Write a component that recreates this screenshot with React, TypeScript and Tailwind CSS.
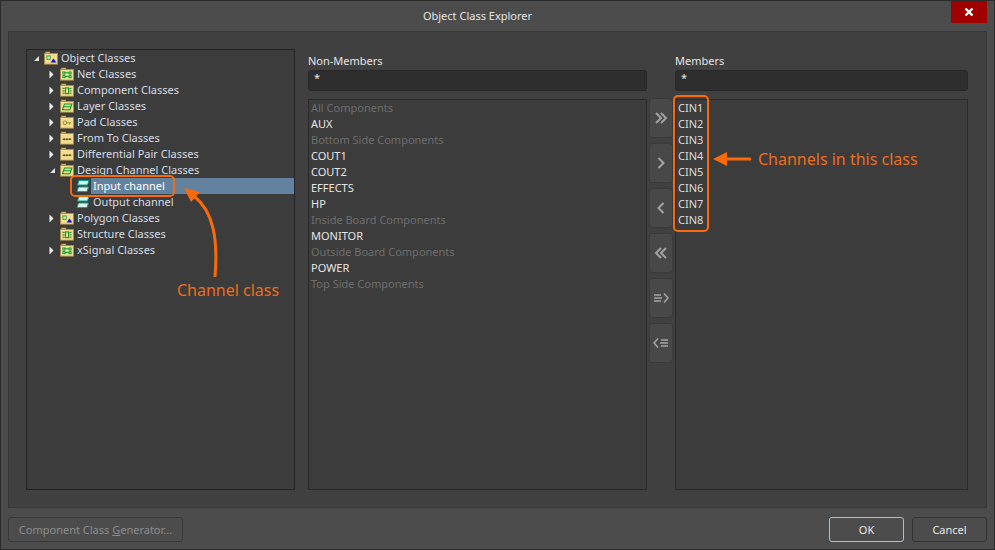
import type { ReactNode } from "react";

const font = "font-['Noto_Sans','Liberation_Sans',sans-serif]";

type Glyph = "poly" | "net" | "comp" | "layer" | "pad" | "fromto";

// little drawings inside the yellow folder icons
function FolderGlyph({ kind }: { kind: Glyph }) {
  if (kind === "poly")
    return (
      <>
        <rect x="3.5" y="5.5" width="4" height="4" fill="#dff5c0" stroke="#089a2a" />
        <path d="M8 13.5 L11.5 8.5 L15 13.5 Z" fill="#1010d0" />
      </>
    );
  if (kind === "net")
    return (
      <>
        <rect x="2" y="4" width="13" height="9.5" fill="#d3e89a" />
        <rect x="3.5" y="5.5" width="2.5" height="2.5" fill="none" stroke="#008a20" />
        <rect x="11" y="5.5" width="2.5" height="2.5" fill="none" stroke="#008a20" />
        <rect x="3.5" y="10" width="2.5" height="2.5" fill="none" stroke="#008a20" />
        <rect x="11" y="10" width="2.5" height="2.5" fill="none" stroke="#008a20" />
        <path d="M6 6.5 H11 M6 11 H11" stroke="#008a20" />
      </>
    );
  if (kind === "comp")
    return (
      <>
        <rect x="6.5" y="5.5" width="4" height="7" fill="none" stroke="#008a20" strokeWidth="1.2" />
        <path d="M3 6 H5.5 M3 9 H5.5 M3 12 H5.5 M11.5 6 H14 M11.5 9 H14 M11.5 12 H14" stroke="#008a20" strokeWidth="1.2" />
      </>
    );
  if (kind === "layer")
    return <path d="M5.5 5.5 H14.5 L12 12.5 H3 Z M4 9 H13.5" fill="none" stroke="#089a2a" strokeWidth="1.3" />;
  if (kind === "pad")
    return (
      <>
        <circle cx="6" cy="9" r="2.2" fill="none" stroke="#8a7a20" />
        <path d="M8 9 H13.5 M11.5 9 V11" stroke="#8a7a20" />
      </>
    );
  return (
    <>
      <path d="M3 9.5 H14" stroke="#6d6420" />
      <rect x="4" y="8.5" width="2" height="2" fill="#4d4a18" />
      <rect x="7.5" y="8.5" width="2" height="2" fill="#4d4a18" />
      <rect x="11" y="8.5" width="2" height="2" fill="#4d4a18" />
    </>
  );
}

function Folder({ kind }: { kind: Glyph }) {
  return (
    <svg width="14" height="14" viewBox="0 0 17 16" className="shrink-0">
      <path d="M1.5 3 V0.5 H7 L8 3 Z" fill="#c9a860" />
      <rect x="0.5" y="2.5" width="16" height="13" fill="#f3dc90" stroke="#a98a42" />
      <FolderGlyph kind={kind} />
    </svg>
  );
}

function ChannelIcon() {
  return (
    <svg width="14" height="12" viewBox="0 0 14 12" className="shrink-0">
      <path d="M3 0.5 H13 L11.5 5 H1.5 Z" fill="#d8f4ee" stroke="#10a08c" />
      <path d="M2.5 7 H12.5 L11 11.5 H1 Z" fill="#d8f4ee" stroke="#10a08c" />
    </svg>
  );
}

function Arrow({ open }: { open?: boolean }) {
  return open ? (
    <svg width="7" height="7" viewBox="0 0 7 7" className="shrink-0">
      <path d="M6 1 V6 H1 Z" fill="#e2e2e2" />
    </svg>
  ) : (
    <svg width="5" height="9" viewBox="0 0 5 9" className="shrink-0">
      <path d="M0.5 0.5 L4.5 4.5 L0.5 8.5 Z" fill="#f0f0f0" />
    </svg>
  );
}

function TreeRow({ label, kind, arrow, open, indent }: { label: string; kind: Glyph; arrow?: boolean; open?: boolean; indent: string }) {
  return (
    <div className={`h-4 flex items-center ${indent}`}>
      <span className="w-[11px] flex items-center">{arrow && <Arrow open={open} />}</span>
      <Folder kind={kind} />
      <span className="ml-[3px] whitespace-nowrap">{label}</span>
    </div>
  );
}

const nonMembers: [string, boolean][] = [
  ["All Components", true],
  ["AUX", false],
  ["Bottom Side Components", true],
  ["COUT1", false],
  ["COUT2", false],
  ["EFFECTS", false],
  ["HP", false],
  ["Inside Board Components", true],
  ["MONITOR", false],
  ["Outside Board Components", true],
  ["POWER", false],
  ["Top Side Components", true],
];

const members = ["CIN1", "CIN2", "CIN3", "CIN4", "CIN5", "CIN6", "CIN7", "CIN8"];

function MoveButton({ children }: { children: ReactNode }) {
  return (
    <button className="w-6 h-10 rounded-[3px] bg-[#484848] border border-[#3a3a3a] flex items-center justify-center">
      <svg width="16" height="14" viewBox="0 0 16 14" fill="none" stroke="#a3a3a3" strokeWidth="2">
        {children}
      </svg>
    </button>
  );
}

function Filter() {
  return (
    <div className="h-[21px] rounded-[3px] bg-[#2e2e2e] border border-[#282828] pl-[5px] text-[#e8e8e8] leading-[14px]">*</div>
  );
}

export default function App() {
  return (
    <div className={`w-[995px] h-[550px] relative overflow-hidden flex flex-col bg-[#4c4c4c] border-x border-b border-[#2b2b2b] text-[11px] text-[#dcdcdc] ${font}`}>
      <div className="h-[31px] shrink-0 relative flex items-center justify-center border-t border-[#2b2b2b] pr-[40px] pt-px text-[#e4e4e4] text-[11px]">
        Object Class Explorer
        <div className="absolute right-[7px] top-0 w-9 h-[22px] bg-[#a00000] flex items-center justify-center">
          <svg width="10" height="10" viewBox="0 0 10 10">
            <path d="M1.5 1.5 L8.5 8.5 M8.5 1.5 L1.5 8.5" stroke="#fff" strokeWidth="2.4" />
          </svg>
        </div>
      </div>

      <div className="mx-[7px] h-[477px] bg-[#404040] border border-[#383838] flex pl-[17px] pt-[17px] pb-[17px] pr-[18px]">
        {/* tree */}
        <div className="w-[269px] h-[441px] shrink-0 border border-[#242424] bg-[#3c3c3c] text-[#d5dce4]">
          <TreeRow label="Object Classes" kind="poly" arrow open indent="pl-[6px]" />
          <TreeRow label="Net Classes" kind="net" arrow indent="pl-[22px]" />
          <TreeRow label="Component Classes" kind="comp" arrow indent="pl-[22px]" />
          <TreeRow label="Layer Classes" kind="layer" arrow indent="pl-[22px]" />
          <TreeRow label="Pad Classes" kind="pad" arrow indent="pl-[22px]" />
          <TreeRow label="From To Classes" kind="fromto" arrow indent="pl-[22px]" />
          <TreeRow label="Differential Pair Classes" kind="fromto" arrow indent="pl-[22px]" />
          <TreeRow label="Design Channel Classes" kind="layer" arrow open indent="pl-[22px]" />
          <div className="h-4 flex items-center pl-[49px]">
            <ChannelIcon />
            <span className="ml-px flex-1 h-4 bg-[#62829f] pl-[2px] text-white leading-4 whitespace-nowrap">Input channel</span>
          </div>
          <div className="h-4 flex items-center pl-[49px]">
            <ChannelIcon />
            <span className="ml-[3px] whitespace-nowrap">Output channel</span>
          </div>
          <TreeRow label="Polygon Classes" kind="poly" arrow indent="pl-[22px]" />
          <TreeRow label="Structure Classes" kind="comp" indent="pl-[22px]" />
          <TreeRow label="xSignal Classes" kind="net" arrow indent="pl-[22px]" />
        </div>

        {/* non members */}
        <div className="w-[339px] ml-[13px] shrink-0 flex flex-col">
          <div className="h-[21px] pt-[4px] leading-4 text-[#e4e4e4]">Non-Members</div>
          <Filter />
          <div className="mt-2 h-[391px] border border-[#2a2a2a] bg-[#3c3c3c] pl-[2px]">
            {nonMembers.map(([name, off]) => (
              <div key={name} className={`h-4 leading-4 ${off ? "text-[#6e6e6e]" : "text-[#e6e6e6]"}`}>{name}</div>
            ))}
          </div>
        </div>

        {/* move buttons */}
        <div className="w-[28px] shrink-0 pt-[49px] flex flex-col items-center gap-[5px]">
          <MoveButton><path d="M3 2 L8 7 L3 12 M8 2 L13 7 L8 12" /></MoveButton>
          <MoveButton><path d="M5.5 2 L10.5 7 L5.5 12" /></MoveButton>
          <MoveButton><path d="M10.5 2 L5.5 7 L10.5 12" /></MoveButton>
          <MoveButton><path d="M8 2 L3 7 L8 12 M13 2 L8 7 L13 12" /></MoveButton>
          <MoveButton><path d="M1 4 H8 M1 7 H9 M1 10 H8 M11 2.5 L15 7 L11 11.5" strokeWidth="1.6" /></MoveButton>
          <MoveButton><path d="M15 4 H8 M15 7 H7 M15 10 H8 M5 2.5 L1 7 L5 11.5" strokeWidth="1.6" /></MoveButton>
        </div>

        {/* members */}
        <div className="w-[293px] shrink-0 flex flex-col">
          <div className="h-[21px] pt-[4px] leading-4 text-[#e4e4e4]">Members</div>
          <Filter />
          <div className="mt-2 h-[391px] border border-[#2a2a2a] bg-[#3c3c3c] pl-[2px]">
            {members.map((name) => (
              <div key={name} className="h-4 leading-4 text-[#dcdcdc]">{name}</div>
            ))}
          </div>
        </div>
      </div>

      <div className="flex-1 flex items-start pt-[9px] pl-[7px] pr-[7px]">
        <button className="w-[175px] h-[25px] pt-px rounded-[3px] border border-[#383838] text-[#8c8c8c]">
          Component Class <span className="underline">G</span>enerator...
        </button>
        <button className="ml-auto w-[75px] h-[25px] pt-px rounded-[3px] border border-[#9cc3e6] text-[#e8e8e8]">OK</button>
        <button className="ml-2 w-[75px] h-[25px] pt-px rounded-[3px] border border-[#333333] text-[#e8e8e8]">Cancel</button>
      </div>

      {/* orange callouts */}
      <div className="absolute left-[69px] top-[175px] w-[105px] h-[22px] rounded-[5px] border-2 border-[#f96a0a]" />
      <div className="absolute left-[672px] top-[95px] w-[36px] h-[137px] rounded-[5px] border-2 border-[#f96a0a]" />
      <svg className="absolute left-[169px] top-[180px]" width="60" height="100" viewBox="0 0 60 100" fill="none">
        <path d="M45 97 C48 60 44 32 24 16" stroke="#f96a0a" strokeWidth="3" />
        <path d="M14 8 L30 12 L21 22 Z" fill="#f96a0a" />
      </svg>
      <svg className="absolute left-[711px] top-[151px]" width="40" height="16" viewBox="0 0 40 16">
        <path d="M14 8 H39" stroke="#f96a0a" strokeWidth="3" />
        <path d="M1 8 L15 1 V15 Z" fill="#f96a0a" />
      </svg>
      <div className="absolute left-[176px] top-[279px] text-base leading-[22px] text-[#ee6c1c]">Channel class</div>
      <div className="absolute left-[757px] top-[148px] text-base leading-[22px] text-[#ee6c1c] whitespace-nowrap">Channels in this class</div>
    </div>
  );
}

+++

• **What to work on**
Only lines that contain the word "this" are wanted; copy each of them.

• **Written response**
Write a component that recreates this screenshot with React, TypeScript and Tailwind CSS.
      <div className="absolute left-[757px] top-[148px] text-base leading-[22px] text-[#ee6c1c] whitespace-nowrap">Channels in this class</div>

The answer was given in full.